→ Task details
Your task is to output the listing word for word, with pictures excluded.

→ Data lines
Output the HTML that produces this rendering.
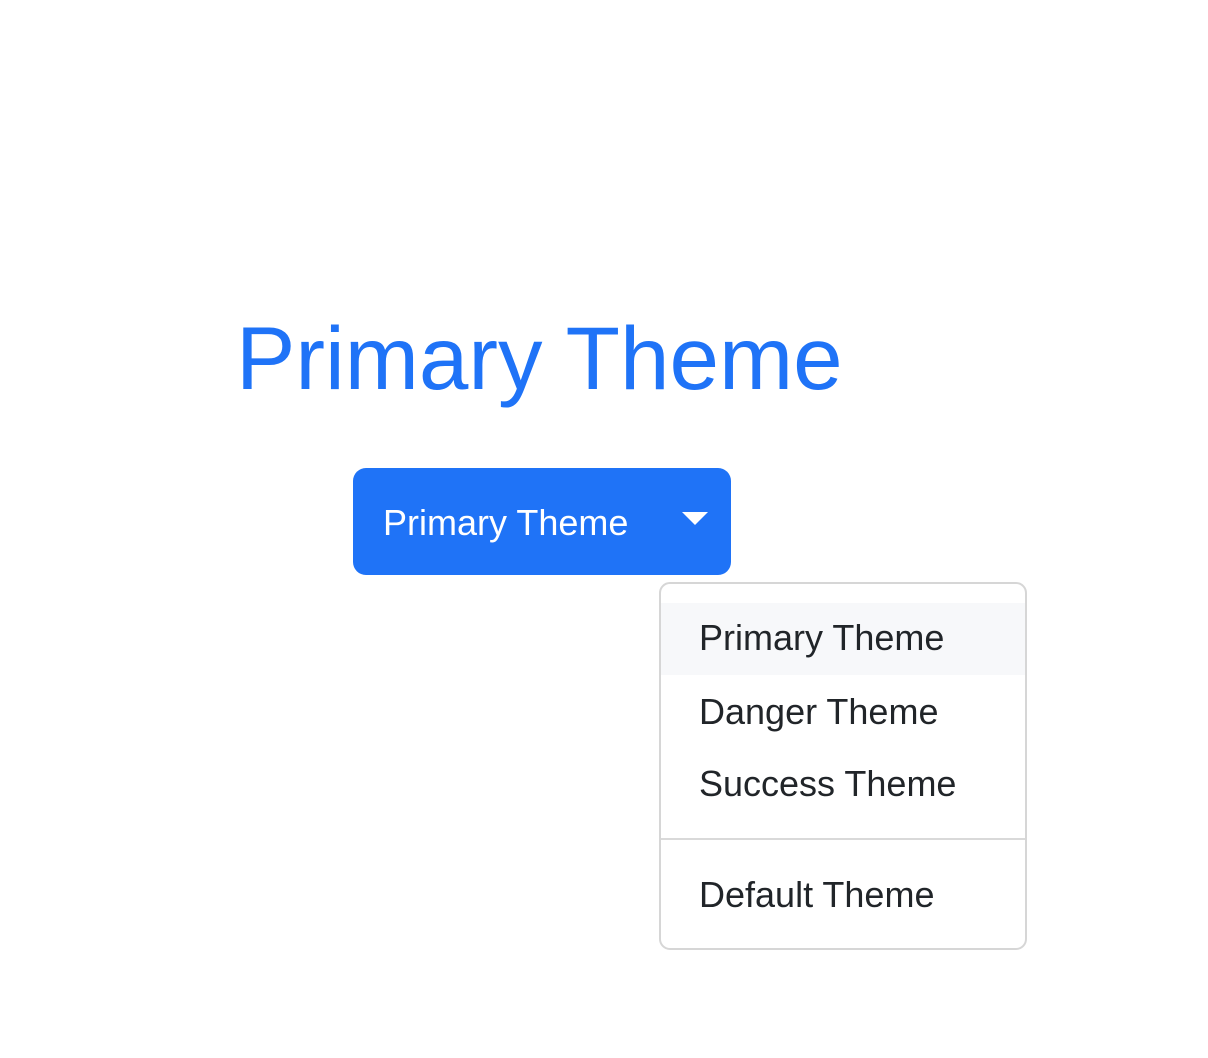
<!DOCTYPE html>
<html><head><style>
body{margin:0;width:1208px;height:1058px;background:#fff;font-family:"Liberation Sans",sans-serif;position:relative;overflow:hidden}
.h{position:absolute;left:236px;top:314px;font-size:89px;line-height:89px;color:#1f73f7;white-space:nowrap}
.btn{position:absolute;left:353px;top:468px;width:378px;height:107px;background:#1f73f7;border-radius:13px;color:#fff}
.btn span{position:absolute;left:30px;top:1px;line-height:107px;font-size:36px;white-space:nowrap}
.caret{position:absolute;left:682px;top:512px;width:0;height:0;border-left:13px solid transparent;border-right:13px solid transparent;border-top:13px solid #fff}
.dd{position:absolute;left:659px;top:582px;width:364px;height:364px;border:2px solid #d6d6d6;border-radius:11px;background:#fff}
.it{position:absolute;left:0;width:364px;height:72px;line-height:72px;font-size:36px;color:#212529;white-space:nowrap}
.it span{position:absolute;left:38px;top:-1px}
.div{position:absolute;left:0;width:364px;top:254px;height:2px;background:#d9d9d9}
</style></head><body>
<div class="h">Primary Theme</div>
<div class="btn"><span>Primary Theme</span></div>
<div class="caret"></div>
<div class="dd">
<div class="it" style="top:19px;background:#f7f8fa"><span>Primary Theme</span></div>
<div class="it" style="top:93px"><span>Danger Theme</span></div>
<div class="it" style="top:165px"><span>Success Theme</span></div>
<div class="div"></div>
<div class="it" style="top:276px"><span>Default Theme</span></div>
</div>
</body></html>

→ Result for this exercise
Output the HTML that produces this rendering.
<!DOCTYPE html>
<html><head><style>
body{margin:0;width:1208px;height:1058px;background:#fff;font-family:"Liberation Sans",sans-serif;position:relative;overflow:hidden}
.h{position:absolute;left:236px;top:314px;font-size:89px;line-height:89px;color:#1f73f7;white-space:nowrap}
.btn{position:absolute;left:353px;top:468px;width:378px;height:107px;background:#1f73f7;border-radius:13px;color:#fff}
.btn span{position:absolute;left:30px;top:1px;line-height:107px;font-size:36px;white-space:nowrap}
.caret{position:absolute;left:682px;top:512px;width:0;height:0;border-left:13px solid transparent;border-right:13px solid transparent;border-top:13px solid #fff}
.dd{position:absolute;left:659px;top:582px;width:364px;height:364px;border:2px solid #d6d6d6;border-radius:11px;background:#fff}
.it{position:absolute;left:0;width:364px;height:72px;line-height:72px;font-size:36px;color:#212529;white-space:nowrap}
.it span{position:absolute;left:38px;top:-1px}
.div{position:absolute;left:0;width:364px;top:254px;height:2px;background:#d9d9d9}
</style></head><body>
<div class="h">Primary Theme</div>
<div class="btn"><span>Primary Theme</span></div>
<div class="caret"></div>
<div class="dd">
<div class="it" style="top:19px;background:#f7f8fa"><span>Primary Theme</span></div>
<div class="it" style="top:93px"><span>Danger Theme</span></div>
<div class="it" style="top:165px"><span>Success Theme</span></div>
<div class="div"></div>
<div class="it" style="top:276px"><span>Default Theme</span></div>
</div>
</body></html>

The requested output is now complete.